If we’re lucky, we can create a world that can account for Jew and gentile alike, for feelings of love and community as well as prejudice and hatred – a world of commerce and merchandise in which people learn what things are truly worth to them, even if a few of them never learn that lesson, or learn instead the wrong lesson of hatred, vengeance, vindictiveness and exclusion. If we succeed, the play in performance might prove not to be inherently anti-Semitic, but rather will be... Well, I’ll just have to wait and see what it turns out to be.

And if we don’t succeed, we might inadvertently play into the play’s own hatefulness. Working on a play that is in part about complicity, I will have become an accomplice.

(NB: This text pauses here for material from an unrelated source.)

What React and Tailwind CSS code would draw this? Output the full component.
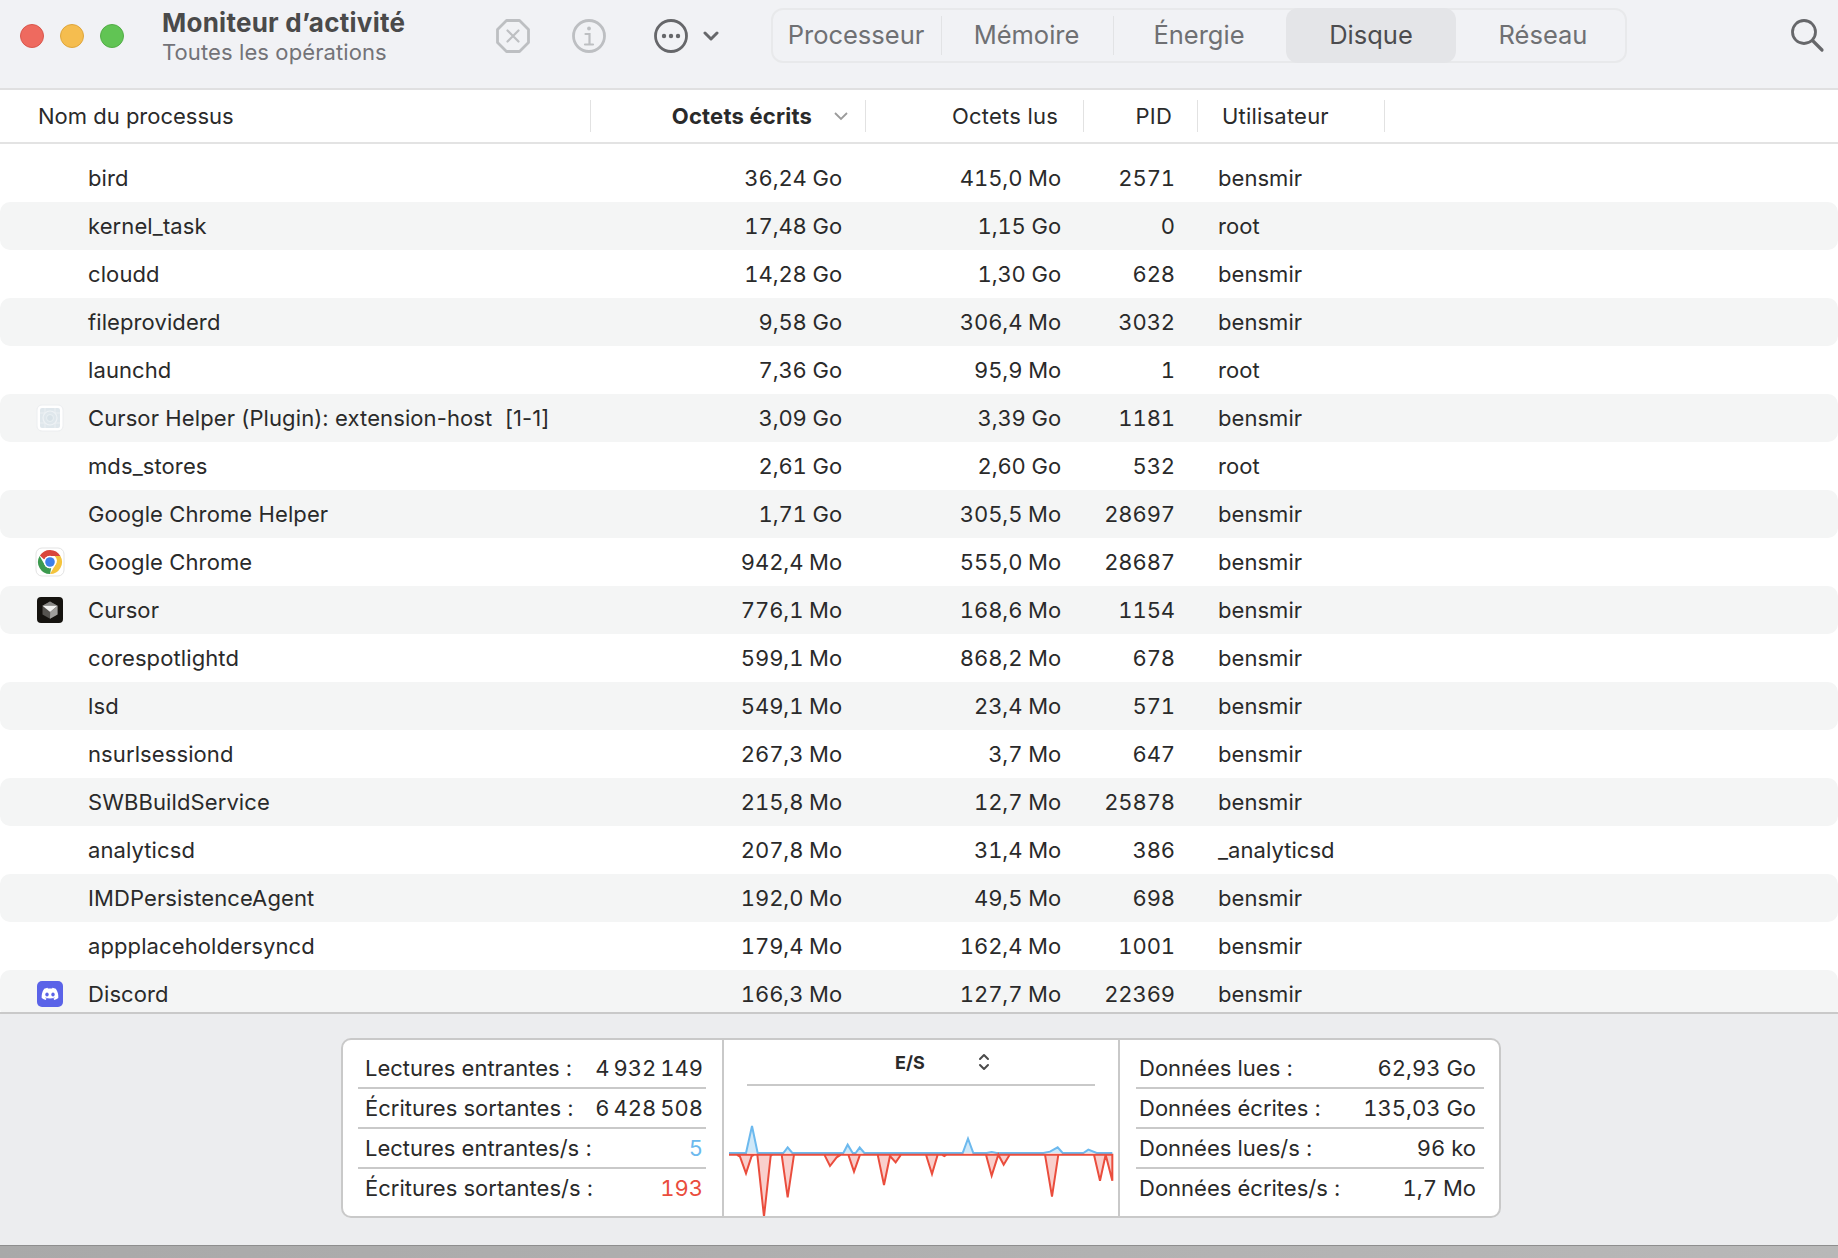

But then again: like Antonio the merchant offering to wager his life to stake his friend’s romantic ventures; like Bassanio choosing from among the three caskets; and like Shylock daring to become a murderer to achieve his own personal sense of justice, I’ll just have to take the risk. As the characters in the play discover, you can’t know what something is worth to you unless you are willing to risk something for it.